» EXERCISE DETAILS
Extract only the first line of the listing and every line after it up to and including the one with "border-t-white border-l-white border-r-[#716f64]". Omit the pictures.

+ + + +

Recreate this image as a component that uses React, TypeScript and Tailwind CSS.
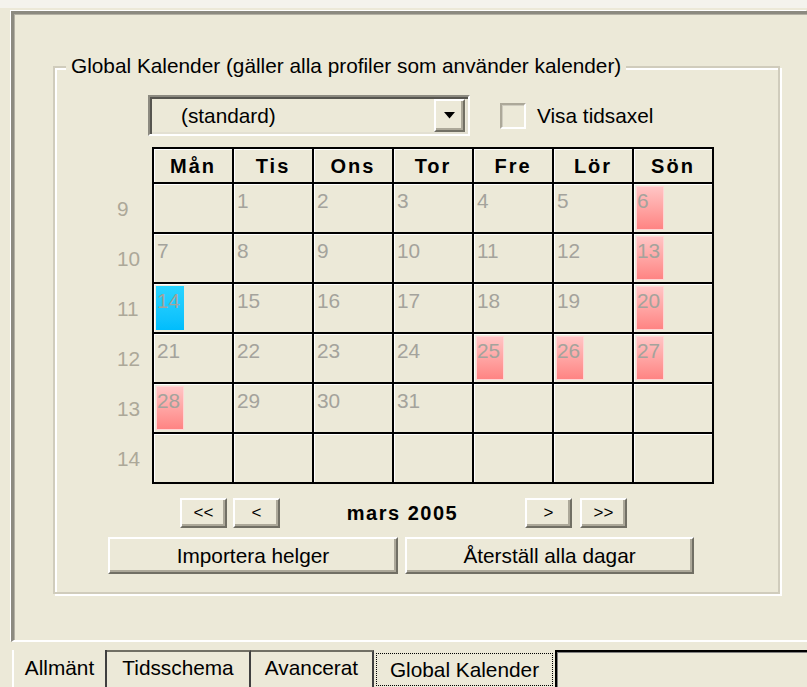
import React from "react";

const raised =
  "border-2 border-t-white border-l-white border-r-[#716f64] border-b-[#716f64] shadow-[inset_-2px_-2px_0_#aca899] bg-[#ece9d8]";

const HEAD = ["Mån", "Tis", "Ons", "Tor", "Fre", "Lör", "Sön"];
const WEEKS = [9, 10, 11, 12, 13, 14];
const ROWS: (number | null)[][] = [
  [null, 1, 2, 3, 4, 5, 6],
  [7, 8, 9, 10, 11, 12, 13],
  [14, 15, 16, 17, 18, 19, 20],
  [21, 22, 23, 24, 25, 26, 27],
  [28, 29, 30, 31, null, null, null],
  [null, null, null, null, null, null, null],
];
const PINK = new Set([6, 13, 20, 25, 26, 27, 28]);
const BLUE = new Set([14]);

function DayCell({ d }: { d: number | null }) {
  let block = "";
  if (d !== null && PINK.has(d))
    block = "bg-gradient-to-b from-[#ffc6c6] to-[#ff8282] shadow-[inset_0_0_0_1px_#ffd4d4]";
  if (d !== null && BLUE.has(d))
    block = "bg-gradient-to-b from-[#2ad4ff] to-[#00bdfc]";
  return (
    <div className="h-[50px] w-[80px] border-r-2 border-b-2 border-black shadow-[inset_1px_1px_0_#fff] p-[2px]">
      {d !== null && (
        <div className={`w-[28px] h-[44px] pl-[1px] pt-[3px] leading-[24px] text-[#a4a39c] ${block}`}>{d}</div>
      )}
    </div>
  );
}

export default function App() {
  return (
    <div className="w-[807px] h-[687px] bg-[#ece9d8] overflow-hidden flex flex-col font-['Liberation_Sans',Arial,sans-serif] text-[20.8px] leading-[24px] text-black">
      <div className="h-[8px] flex-none bg-[#f4f3ed]" />
      {/* tab page panel */}
      <div className="ml-[11px] mt-[3px] h-[631px] flex-none border-t-[3px] border-l-[3px] border-t-[#8c8a80] border-l-[#8c8a80] border-b-2 border-b-white shadow-[-1px_-1px_0_#fff,inset_1px_1px_0_#b3b0a3]">
        {/* group box */}
        <div className="ml-[39px] mt-[52px] w-[727px] h-[528px] border-2 border-[#d0ccbc] shadow-[inset_2px_2px_0_#fff,2px_2px_0_#fff]">
          <div className="-mt-[14px] ml-[11px] px-[5px] w-fit bg-[#ece9d8]">
            Global Kalender (gäller alla profiler som använder kalender)
          </div>

          {/* dropdown + checkbox */}
          <div className="flex items-center mt-[17px]">
            <div className="ml-[93px] w-[322px] h-[41px] flex items-center border-2 border-t-[#8c8a80] border-l-[#8c8a80] border-b-white border-r-white shadow-[inset_2px_2px_0_#56554f,inset_-2px_-2px_0_#e3e0d2]">
              <div className="flex-1 pl-[31px]">(standard)</div>
              <div className={`w-[31px] h-[33px] mr-[3px] flex items-center justify-center ${raised}`}>
                <svg width="11" height="7" viewBox="0 0 11 7">
                  <path d="M0 0 H11 L5.5 6.5 Z" fill="#000" />
                </svg>
              </div>
            </div>
            <div className="ml-[30px] w-[26px] h-[26px] border-2 border-t-[#aca899] border-l-[#aca899] border-b-white border-r-white shadow-[inset_1px_1px_0_#cfccbf]" />
            <div className="ml-[11px]">Visa tidsaxel</div>
          </div>

          {/* calendar */}
          <div className="flex mt-[11px]">
            <div className="ml-[62px] w-[35px] pt-[37px] flex flex-col">
              {WEEKS.map((w) => (
                <div key={w} className="h-[50px] flex items-center text-[#aca899]">
                  {w}
                </div>
              ))}
            </div>
            <div className="grid grid-cols-[repeat(7,80px)] border-l-2 border-t-2 border-black">
              {HEAD.map((h) => (
                <div
                  key={h}
                  className="h-[35px] border-r-2 border-b-2 border-black shadow-[inset_1px_1px_0_#fff] flex items-center justify-center font-bold text-[20px] tracking-[2px]"
                >
                  {h}
                </div>
              ))}
              {ROWS.map((r, i) => r.map((d, j) => <DayCell key={`${i}-${j}`} d={d} />))}
            </div>
          </div>

          {/* month nav */}
          <div className="flex items-center mt-[14px]">
            <div className={`ml-[125px] w-[47px] h-[30px] flex items-center justify-center text-[17px] ${raised}`}>&lt;&lt;</div>
            <div className={`ml-[6px] w-[47px] h-[30px] flex items-center justify-center text-[17px] ${raised}`}>&lt;</div>
            <div className="w-[245px] text-center font-bold text-[20px] tracking-[1.5px]">mars 2005</div>
            <div className={`w-[47px] h-[30px] flex items-center justify-center text-[17px] ${raised}`}>&gt;</div>
            <div className={`ml-[8px] w-[47px] h-[30px] flex items-center justify-center text-[17px] ${raised}`}>&gt;&gt;</div>
          </div>

          {/* action buttons */}
          <div className="flex mt-[9px]">
            <div className={`ml-[53px] w-[290px] h-[37px] flex items-center justify-center ${raised}`}>Importera helger</div>
            <div className={`ml-[7px] w-[289px] h-[37px] flex items-center justify-center ${raised}`}>Återställ alla dagar</div>
          </div>
        </div>
      </div>

      {/* tabs */}
      <div className="flex mt-[8px] h-[40px] pl-[12px]">
        <div className="w-[95px] border-l-2 border-l-white border-r-2 border-r-[#404040] pt-[6px] text-center">Allmänt</div>
        <div className="w-[144px] border-r-2 border-r-[#404040] border-t-2 border-t-[#716f64] pt-[4px] text-center">Tidsschema</div>
        <div className="w-[123px] border-r-2 border-r-[#404040] border-t-2 border-t-[#716f64] pt-[4px] text-center">Avancerat</div>
        <div className="w-[181px] px-[2px] pt-[3px]">
          <div className="h-[33px] border border-dotted border-black flex items-center justify-center">Global Kalender</div>
        </div>
        <div className="flex-1 border-t-2 border-l-2 border-black shadow-[inset_1px_1px_0_#808080]" />
      </div>
    </div>
  );
}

+ + + +

» REPLY
Recreate this image as a component that uses React, TypeScript and Tailwind CSS.
import React from "react";

const raised =
  "border-2 border-t-white border-l-white border-r-[#716f64] border-b-[#716f64] shadow-[inset_-2px_-2px_0_#aca899] bg-[#ece9d8]";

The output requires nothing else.